- Breed: Quarter Horse
- Discipline: Racing
- Sire: Joe Reed P-3
- Grandsire: Joe Blair (TB)
- Dam: Nellene
- Maternal grandsire: Fleeting Time (TB)
- Sex: Stallion
- Foaled: 1936
- Died: 1964
- Country: United States
- Color: Chestnut
- Breeder: J. W. House

Awards
- 1942 Champion Quarter Running Stallion; AA speed rating speed rating;

Honors
- American Quarter Horse Hall of Fame

= Joe Reed II =

Quarter Horse racehorse and sire

Joe Reed II (1936–1964) was a Quarter Horse racehorse from the early days of the American Quarter Horse Association (or AQHA) that became an influential sire with the breed.

==Life==

Joe Reed II was registered number 985 in the AQHA's stud book.

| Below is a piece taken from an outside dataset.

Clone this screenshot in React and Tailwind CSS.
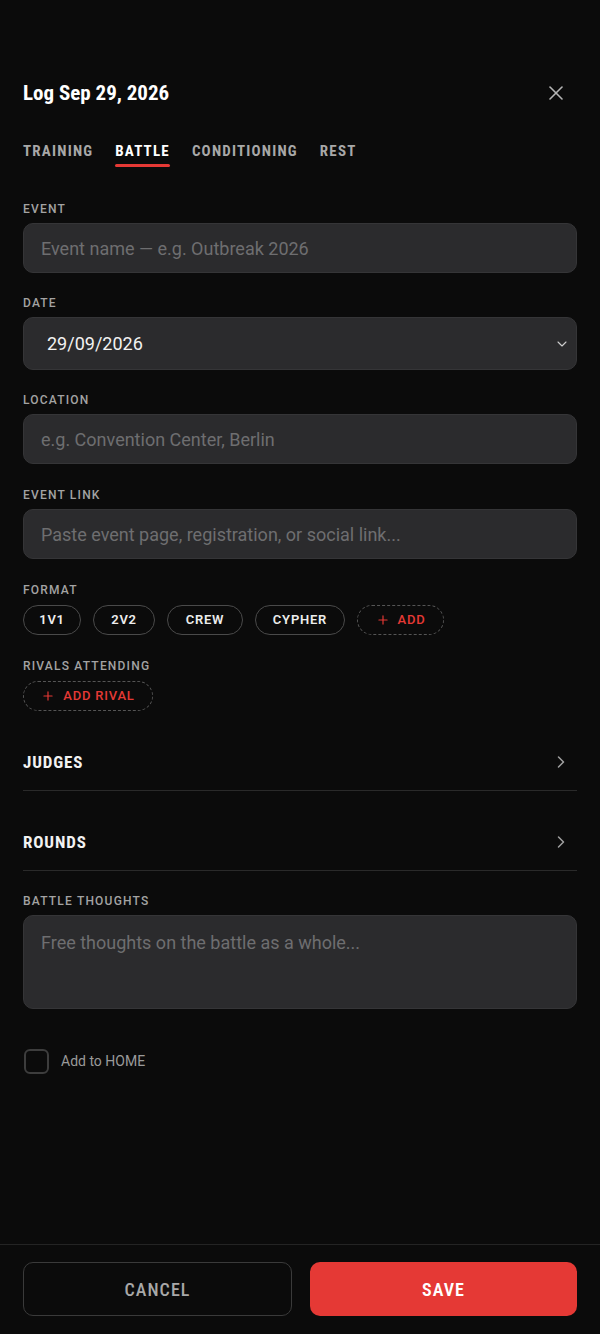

He was registered as a chestnut stallion that foaled in 1936. His breeder was recorded as J. W. House of Cameron, Texas, and his owner when he was registered was Bert H. Wood of Tucson, Arizona. He was the son of Joe Reed P-3 and Nellene, a daughter of Fleeting Time (TB). He was over half Thoroughbred by breeding, as both his sire and his dam were by Thoroughbreds. On his dam's side he traced twice to Traveler. His paternal granddam, Della Moore, was a Louisiana bred mare.

Racing career

In 1942 Joe Reed beat the famous Clabber to be proclaimed Champion Quarter Running Stallion. He raced three times that meet, and won all three races. He had a foot injury and the last race he bled from the foot the whole race, but managed to win the race anyway. After his racing career was cut short by that injury, Joe went on to sire such outstanding horses as Leo P-1335, Little Sister W, Joak, Joe Queen, and Tonta Lad.

== Death and honors ==
Joe Reed II died in 1964 at Fort Bridger, Wyoming.

Joe Reed was inducted into the AQHA Hall of Fame in 1994.